Alguien, creo que Bécquer, escribió alguna vez que las lágrimas son agua y van al mar. Hace dos días, cuando volvimos del seguro, mis tíos y mamá se sentaron en el comedor a discutir sobre la próxima muerte del abuelo. “Aves de mal agüero”, podría pensar alguien, pero era cosa inminente. Yo también estaba ahí, me dediqué a tomar vasos y vasos de agua, supongo para tener reservas para cuando llegara el llanto, pero lo único que conseguí fue ir a orinar.
Así son las cosas, unos sacan la tristeza por los ojos y otros simplemente por donde pueden. El abuelo ya no logró sacarla por ningún lado y por eso se murió, se le acumuló la tristeza en los pulmones, en el corazón, en la cabeza y en donde quiera que quedara lugar.
Todavía después lo del comedor, a la tarde siguiente mi papá y yo nos formamos (en lo que a mí me pareció un acto de optimismo) para agendar su próxima cita médica. Dada la fecha, le auguraron unos 20 días más, los primeros del 2015. El abuelo fue siempre recio, no es difícil para mí imaginarlo empecinado, aún en su inconsciencia, en llegar al año nuevo. Y lo consiguió, aunque fuera por unas horas.
Cuando me avisaron todo pasó muy rápido.

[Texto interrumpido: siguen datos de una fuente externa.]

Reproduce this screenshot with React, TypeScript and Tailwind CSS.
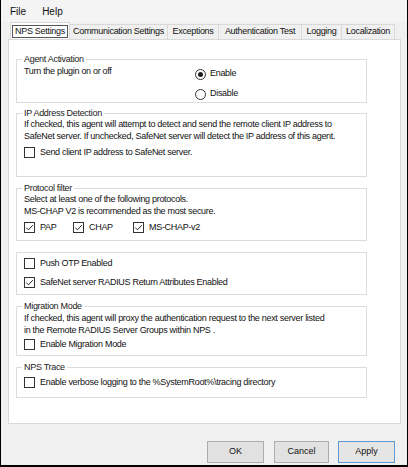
import type { ReactNode } from "react";

function CheckBox({ checked }: { checked?: boolean }) {
  return (
    <span className="flex h-[11px] w-[11px] shrink-0 items-center justify-center border border-[#333333] bg-white">
      {checked && (
        <svg width="9" height="9" viewBox="0 0 9 9">
          <path d="M1.2 4.6 L3.4 6.8 L7.8 2.2" fill="none" stroke="#222222" strokeWidth="1" />
        </svg>
      )}
    </span>
  );
}

function Check({ checked, label, className = "" }: { checked?: boolean; label: string; className?: string }) {
  return (
    <div className={"flex h-[13px] items-center whitespace-nowrap " + className}>
      <CheckBox checked={checked} />
      <span className="ml-[5px]">{label}</span>
    </div>
  );
}

function Radio({ checked, label }: { checked?: boolean; label: string }) {
  return (
    <div className="flex h-[14px] items-center">
      <span className="flex h-[11px] w-[11px] items-center justify-center rounded-full border border-[#333333] bg-white">
        {checked && <span className="h-[5px] w-[5px] rounded-full bg-[#1f1f1f]" />}
      </span>
      <span className="ml-[4px]">{label}</span>
    </div>
  );
}

function Group({ label, className = "", children }: { label?: string; className?: string; children: ReactNode }) {
  return (
    <div className={"relative ml-[7px] w-[351px] border border-[#dcdcdc] pl-[7px] " + className}>
      {label && (
        <span className="absolute -top-[7px] left-[5px] bg-white px-[2px] leading-[13px] text-[#1a1a1a]">{label}</span>
      )}
      {children}
    </div>
  );
}

const tabs = [
  { label: "NPS Settings", w: "w-[60px]" },
  { label: "Communication Settings", w: "w-[98px]" },
  { label: "Exceptions", w: "w-[51px]" },
  { label: "Authentication Test", w: "w-[83px]" },
  { label: "Logging", w: "w-[40px]" },
  { label: "Localization", w: "w-[53px]" },
];

export default function App() {
  return (
    <div className="flex h-[467px] w-[408px] flex-col border-x border-b-2 border-black bg-[#f0f0f0] font-['Liberation_Sans',Arial,sans-serif] text-[9px] tracking-[-0.3px] text-[#111111]">
      {/* menu */}
      <div className="flex h-[22px] items-center gap-[16px] bg-[#f4f4f4] pl-[9px] text-[10px] tracking-normal">
        <span>File</span>
        <span>Help</span>
      </div>

      {/* tabs */}
      <div className="flex h-[17px] items-end pl-[9px]">
        {tabs.map((t, i) =>
          i === 0 ? (
            <div
              key={t.label}
              className={"flex h-[17px] items-center justify-center border border-b-0 border-[#d9d9d9] bg-white " + t.w}
            >
              <span className="border border-[#555555] px-[2px] leading-[11px]">{t.label}</span>
            </div>
          ) : (
            <div
              key={t.label}
              className={"flex h-[15px] items-center justify-center border-y-0 border-t border-r border-[#d9d9d9] border-solid bg-[#f0f0f0] " + t.w}
            >
              {t.label}
            </div>
          )
        )}
      </div>

      {/* tab page */}
      <div className="ml-[7px] h-[385px] w-[393px] border border-[#d9d9d9] bg-white">
        <Group label="Agent Activation" className="mt-[19px] h-[44px]">
          <div className="flex items-start pt-[5px]">
            <div className="w-[171px] leading-[12px]">Turn the plugin on or off</div>
            <div className="mt-[2px] flex flex-col gap-[6px]">
              <Radio checked label="Enable" />
              <Radio label="Disable" />
            </div>
          </div>
        </Group>

        <Group label="IP Address Detection" className="mt-[10px] h-[64px] pt-[4px]">
          <div className="whitespace-nowrap leading-[12px]">
            If checked, this agent will attempt to detect and send the remote client IP address to
          </div>
          <div className="whitespace-nowrap leading-[12px]">
            SafeNet server. If unchecked, SafeNet server will detect the IP address of this agent.
          </div>
          <Check className="mt-[4px]" label="Send client IP address to SafeNet server." />
        </Group>

        <Group label="Protocol filter" className="mt-[11px] h-[53px] pt-[4px]">
          <div className="whitespace-nowrap leading-[12px]">Select at least one of the following protocols.</div>
          <div className="whitespace-nowrap leading-[12px]">MS-CHAP V2 is recommended as the most secure.</div>
          <div className="mt-[4px] flex">
            <Check className="w-[49px]" checked label="PAP" />
            <Check className="w-[60px]" checked label="CHAP" />
            <Check checked label="MS-CHAP-v2" />
          </div>
        </Group>

        <Group className="mt-[11px] h-[43px] pt-[4px]">
          <div className="flex flex-col gap-[6px]">
            <Check label="Push OTP Enabled" />
            <Check checked label="SafeNet server RADIUS Return Attributes Enabled" />
          </div>
        </Group>

        <Group label="Migration Mode" className="mt-[11px] h-[50px] pt-[5px]">
          <div className="whitespace-nowrap leading-[12px]">
            If checked, this agent will proxy the authentication request to the next server listed
          </div>
          <div className="whitespace-nowrap leading-[12px]">in the Remote RADIUS Server Groups within NPS .</div>
          <Check className="mt-[2px]" label="Enable Migration Mode" />
        </Group>

        <Group label="NPS Trace" className="mt-[11px] h-[31px] pt-[8px]">
          <Check label="Enable verbose logging to the %SystemRoot%\tracing directory" />
        </Group>
      </div>

      {/* buttons */}
      <div className="mt-[17px] flex justify-end pr-[12px] tracking-normal">
        <button className="h-[22px] w-[57px] border border-[#adadad] bg-[#e1e1e1]">OK</button>
        <button className="ml-[10px] h-[22px] w-[55px] border border-[#adadad] bg-[#e1e1e1]">Cancel</button>
        <button className="ml-[9px] h-[22px] w-[57px] border border-[#5b9bd5] bg-[#e5e5e5]">Apply</button>
      </div>
    </div>
  );
}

Se me olvidó tomar muchos vasos de agua, pero corrí a bañarme y ahí pude llorar. Lágrimas en el agua, Bécquer tuvo razón.
Epílogo
Para mi abuelo Ceferino
En mis primeros años de memoria el abuelo fue el viaje en el camión de las galletas Cuétara y los helados Bing. Fue pensar, en un caprichoso deseo pueril, que algún día se reconciliaría con abuelita. Pasados algunos años se convirtió en el recordarlo cada vez que veía un avión en el cielo, porque imaginaba que así venía a verme a mi casa. El abuelo era las idas a Tlacolulan, comer dulces, pelar habas, ir al rancho, sus piñatas en navidad. Él era esa casa sumergida en una época de antaño, donde nos dejaba jugar con los amorosos fantasmas que ahí quedaron materializados. Hoy el abuelo es agua, agua porque lloro. Agua, el agua que se quedó en su cuerpo. Agua porque cuando sus restos lleguen, va a llover.